The fire also destroyed the field’s light box, which meant no lights for the field at the park, which forced the league to split up the games between Crittenden and Mullins Field on Barnes Road in Williamstown.
“This was a burden on our families because they were often forced to drive back and forth between the fields because of multiples games and multiple children in the league. As they passed restaurants, they would stop there instead of buying from us as we tried to make do out of coolers so we were again impacted by the amount of money we could generate,” Peer said.
Peer described the fire as having a snowball effect on the league for the last two years.

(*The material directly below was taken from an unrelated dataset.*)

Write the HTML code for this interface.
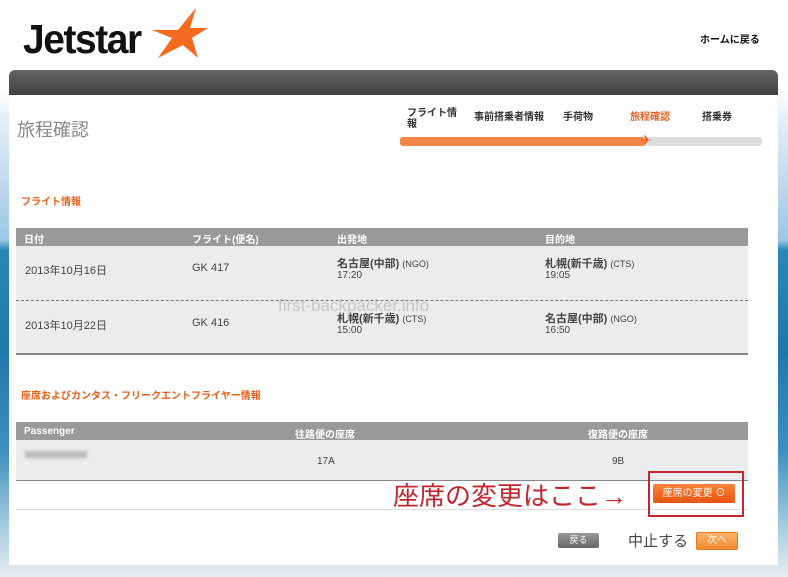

“It’s just not about not having lights, although two-thirds of our games can’t be played early in the season because it does get dark earlier,” he said.
The Grant County Fiscal Court, which owns the park, has said that lights won’t be restored at Gibson Field until the controls can be placed inside a permanent fire-proof building, which the league nor county currently does not have funds to build.
A “Build It Back” fundraiser was held after the fire and generated $8,800 in donations. Even with insurance on the building, it took 10 months for an insurance check to be issued because the fire was rules as arson.
“That complicated things,” Peer said. “Way more than any of us anticipated.”
It took 10 months for the insurance check to be issued. During that time the league had to absorb invoices for lost product and had to adjust operating costs to account for the lost concession revenue.
“We have had discussions about plans for a new building but they have not been finalized nor approved by the fiscal court,” said Tabatha Clemons, parks and recreation director. “Our discussions have focused on overall park improvement by including restrooms in the building and concession facilities. I want to make sure when we rebuild we meet little league’s needs, as well as park needs.”
Support from the community has been essential, Peer said. Beans Café in Dry Ridge supplied a hot dog cart to sell concessions this year and donated a portion of the proceeds back to the league.
Another fundraiser is planned for later this fall.
Peer said that little league and parks and recreation have met and discussed future plans for the park.
“Simply building a small room building behind home plate does not provide the facility with the right long term needs,” Peer said.
The league’s number one priority for 2014 is to get all the games back at Grant County Park and to get back to being able to offer concessions.
Peer said the little league board has set some short-term goals for improvements at the park, which include grading the field at the park so water pooling can be eliminated and installing permanent fencing, which is expected to cost around $10,000.
“Quotes are also being made to reconfigure the rookie machine pitch field (at the back of the park) to extend the fence so that it can hold all machine pitch and fast pitch softball,” Peer said.
The grading work took place last week.
“We will be working on new traffic patterns in the park during the spring as well to help with congestion during the season,” Clemons said. “The overall plan I have for Grant County Park is for it to continue to be a place where the community can gather for events, reunions, baseball games and special occasions.”
He said the league supports Clemons’ future plans for the park.
“Our goal is still to invest money into the complex for the kids with a long-term vision of being able to provide more opportunities for the kids,” he said. “The public probably wondered what we had been doing but really we’re just now in a position where things have stabilized.”
While there’s much work to be done, Peer said the board knows it will have to pick and choose which projects can be funded.
The other priority for the league is to recruit more volunteers.
“Player enrollment has doubled, but our volunteer numbers have not,” Peer said.